Records
┄┄┄┄┄┄┄┄┄┄

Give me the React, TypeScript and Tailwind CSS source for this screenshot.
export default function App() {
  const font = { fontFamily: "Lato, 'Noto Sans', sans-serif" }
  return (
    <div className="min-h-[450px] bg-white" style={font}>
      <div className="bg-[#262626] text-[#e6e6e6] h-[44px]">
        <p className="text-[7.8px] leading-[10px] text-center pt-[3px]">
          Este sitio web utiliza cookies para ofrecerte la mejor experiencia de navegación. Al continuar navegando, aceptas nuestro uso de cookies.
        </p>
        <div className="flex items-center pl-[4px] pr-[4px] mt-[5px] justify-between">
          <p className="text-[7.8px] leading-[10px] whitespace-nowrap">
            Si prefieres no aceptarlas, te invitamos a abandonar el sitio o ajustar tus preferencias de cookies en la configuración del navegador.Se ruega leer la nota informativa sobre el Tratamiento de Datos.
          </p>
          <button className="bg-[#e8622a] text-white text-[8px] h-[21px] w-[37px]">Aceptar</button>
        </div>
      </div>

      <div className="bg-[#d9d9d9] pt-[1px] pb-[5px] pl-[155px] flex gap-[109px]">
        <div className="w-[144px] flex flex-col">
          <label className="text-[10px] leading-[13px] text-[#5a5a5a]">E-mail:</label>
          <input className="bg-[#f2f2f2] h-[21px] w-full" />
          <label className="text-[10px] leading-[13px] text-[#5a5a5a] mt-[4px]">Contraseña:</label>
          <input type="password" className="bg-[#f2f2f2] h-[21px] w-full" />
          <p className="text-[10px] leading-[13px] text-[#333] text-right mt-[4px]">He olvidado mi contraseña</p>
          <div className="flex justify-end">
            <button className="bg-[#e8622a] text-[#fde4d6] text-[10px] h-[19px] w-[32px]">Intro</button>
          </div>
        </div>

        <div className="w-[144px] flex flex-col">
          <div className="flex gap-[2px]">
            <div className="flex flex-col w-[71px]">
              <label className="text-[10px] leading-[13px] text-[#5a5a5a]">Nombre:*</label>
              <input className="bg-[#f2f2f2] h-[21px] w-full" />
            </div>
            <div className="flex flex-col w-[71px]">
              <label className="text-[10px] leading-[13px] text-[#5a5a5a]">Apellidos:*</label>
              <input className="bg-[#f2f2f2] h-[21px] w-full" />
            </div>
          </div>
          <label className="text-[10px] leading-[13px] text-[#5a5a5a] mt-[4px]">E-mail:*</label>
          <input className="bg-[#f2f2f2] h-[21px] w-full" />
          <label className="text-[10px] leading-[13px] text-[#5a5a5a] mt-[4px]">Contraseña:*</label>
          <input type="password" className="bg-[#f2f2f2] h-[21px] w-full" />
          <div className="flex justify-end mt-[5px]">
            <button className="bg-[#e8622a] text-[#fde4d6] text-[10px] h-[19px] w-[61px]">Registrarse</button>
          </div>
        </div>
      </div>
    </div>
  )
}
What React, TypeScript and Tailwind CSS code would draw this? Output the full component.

┄┄┄┄┄┄┄┄┄┄

Restate the records, all of them, precisely as written.

**WRITTEN RESPONSE:**
Give me the React, TypeScript and Tailwind CSS source for this screenshot.
export default function App() {
  const font = { fontFamily: "Lato, 'Noto Sans', sans-serif" }
  return (
    <div className="min-h-[450px] bg-white" style={font}>
      <div className="bg-[#262626] text-[#e6e6e6] h-[44px]">
        <p className="text-[7.8px] leading-[10px] text-center pt-[3px]">
          Este sitio web utiliza cookies para ofrecerte la mejor experiencia de navegación. Al continuar navegando, aceptas nuestro uso de cookies.
        </p>
        <div className="flex items-center pl-[4px] pr-[4px] mt-[5px] justify-between">
          <p className="text-[7.8px] leading-[10px] whitespace-nowrap">
            Si prefieres no aceptarlas, te invitamos a abandonar el sitio o ajustar tus preferencias de cookies en la configuración del navegador.Se ruega leer la nota informativa sobre el Tratamiento de Datos.
          </p>
          <button className="bg-[#e8622a] text-white text-[8px] h-[21px] w-[37px]">Aceptar</button>
        </div>
      </div>

      <div className="bg-[#d9d9d9] pt-[1px] pb-[5px] pl-[155px] flex gap-[109px]">
        <div className="w-[144px] flex flex-col">
          <label className="text-[10px] leading-[13px] text-[#5a5a5a]">E-mail:</label>
          <input className="bg-[#f2f2f2] h-[21px] w-full" />
          <label className="text-[10px] leading-[13px] text-[#5a5a5a] mt-[4px]">Contraseña:</label>
          <input type="password" className="bg-[#f2f2f2] h-[21px] w-full" />
          <p className="text-[10px] leading-[13px] text-[#333] text-right mt-[4px]">He olvidado mi contraseña</p>
          <div className="flex justify-end">
            <button className="bg-[#e8622a] text-[#fde4d6] text-[10px] h-[19px] w-[32px]">Intro</button>
          </div>
        </div>

        <div className="w-[144px] flex flex-col">
          <div className="flex gap-[2px]">
            <div className="flex flex-col w-[71px]">
              <label className="text-[10px] leading-[13px] text-[#5a5a5a]">Nombre:*</label>
              <input className="bg-[#f2f2f2] h-[21px] w-full" />
            </div>
            <div className="flex flex-col w-[71px]">
              <label className="text-[10px] leading-[13px] text-[#5a5a5a]">Apellidos:*</label>
              <input className="bg-[#f2f2f2] h-[21px] w-full" />
            </div>
          </div>
          <label className="text-[10px] leading-[13px] text-[#5a5a5a] mt-[4px]">E-mail:*</label>
          <input className="bg-[#f2f2f2] h-[21px] w-full" />
          <label className="text-[10px] leading-[13px] text-[#5a5a5a] mt-[4px]">Contraseña:*</label>
          <input type="password" className="bg-[#f2f2f2] h-[21px] w-full" />
          <div className="flex justify-end mt-[5px]">
            <button className="bg-[#e8622a] text-[#fde4d6] text-[10px] h-[19px] w-[61px]">Registrarse</button>
          </div>
        </div>
      </div>
    </div>
  )
}
What React, TypeScript and Tailwind CSS code would draw this? Output the full component.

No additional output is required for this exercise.